In other words, a private company purchasing its own stock potentially can be held liable for violations of the federal securities laws. This may or may not represent news to the larger world, but it is an eye-opener for me, as I suspect it is for many others in the D&O arena. This proposition, that private companies can be held liable under the federal securities laws under these circumstances, is at odds with the D&O insurance industry’s traditional categorization of companies that I discussed at the outset. In this traditional categorization, public companies are different from private companies in part because of the fact that public companies have potential federal securities law liabilities. However, at least according to the case authority Fried cites in his petition, it appears that private companies have potential liability exposures under the federal securities laws.

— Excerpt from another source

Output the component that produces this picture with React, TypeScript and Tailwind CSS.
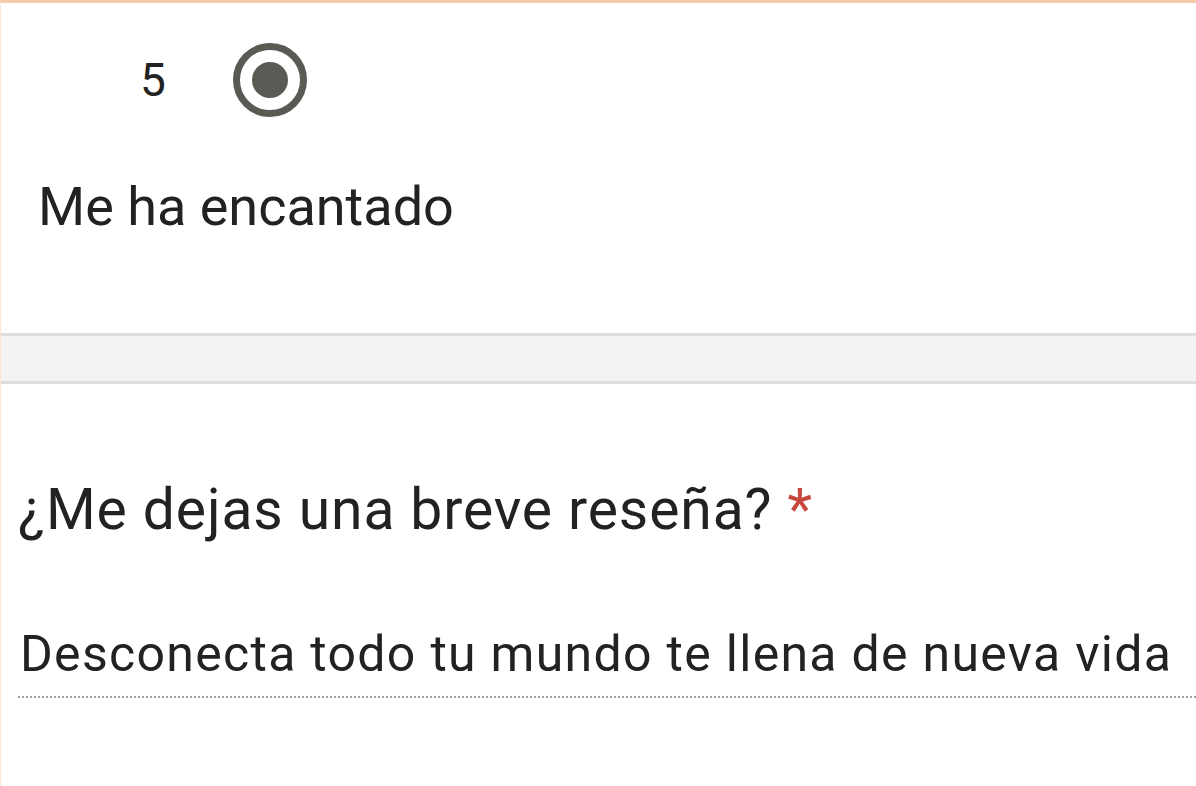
export default function App() {
  return (
    <div
      className="h-[786px] w-[1196px] overflow-hidden bg-white border-t-[3px] border-t-[#f4cda8] border-l border-l-[#fbe6d6] text-[#222]"
      style={{ fontFamily: "Roboto, 'Noto Sans', sans-serif" }}
    >
      {/* option row */}
      <section className="h-[330px]">
        <div className="flex items-center pt-[40px] pl-[139px]">
          <span className="text-[46px] leading-none">5</span>
          <div className="ml-[67px] flex h-[74px] w-[74px] items-center justify-center rounded-full border-[7px] border-[#5a5954]">
            <div className="h-[36px] w-[36px] rounded-full bg-[#5a5954]" />
          </div>
        </div>
        <p className="mt-[60px] pl-[37px] text-[54px] leading-[60px]">Me ha encantado</p>
      </section>

      {/* divider */}
      <div className="h-[51px] border-y-[3px] border-[#dededd] bg-[#f3f3f1]" />

      {/* question */}
      <section className="pt-[94px] pl-[17px]">
        <h2 className="text-[57px] leading-[64px] tracking-[0.9px]">
          ¿Me dejas una breve reseña? <span className="text-[#c8473d]">*</span>
        </h2>
        <div className="mt-[84px] border-b-2 border-dotted border-[#a3a3a3] pb-[14px] pl-[2px]">
          <p className="text-[50px] leading-[56px] tracking-[1.3px] whitespace-nowrap">
            Desconecta todo tu mundo te llena de nueva vida
          </p>
        </div>
      </section>
    </div>
  );
}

As I said, this proposition may not be news to the larger world, but it is news to me, and it raises some practical issues. Among other things, it potentially has implications for private company D&O insurance policies. In particular, it may have important implications for the wording of the securities laws exclusion typically found in most private company D&O insurance policies. This proposition also has important implications for the scope of the potential public company liability exposure that D&O insurers may be undertaken when they accept a private company D&O risk. I suspect that for others, as for me, the idea of private companies potentially being held liable under the federal securities laws is a notion that will take some time to get used to thinking about.
It may be that everybody else on the planet already knows all about this and I am just now figuring out something that everybody else knows. However, I am guessing I am not the only one to whom these considerations represent something new. All of these considerations need to be taken along with all of the ideas that accompany the SEC’s recent initiative to closely watch highly valued private companies, which is discussed here.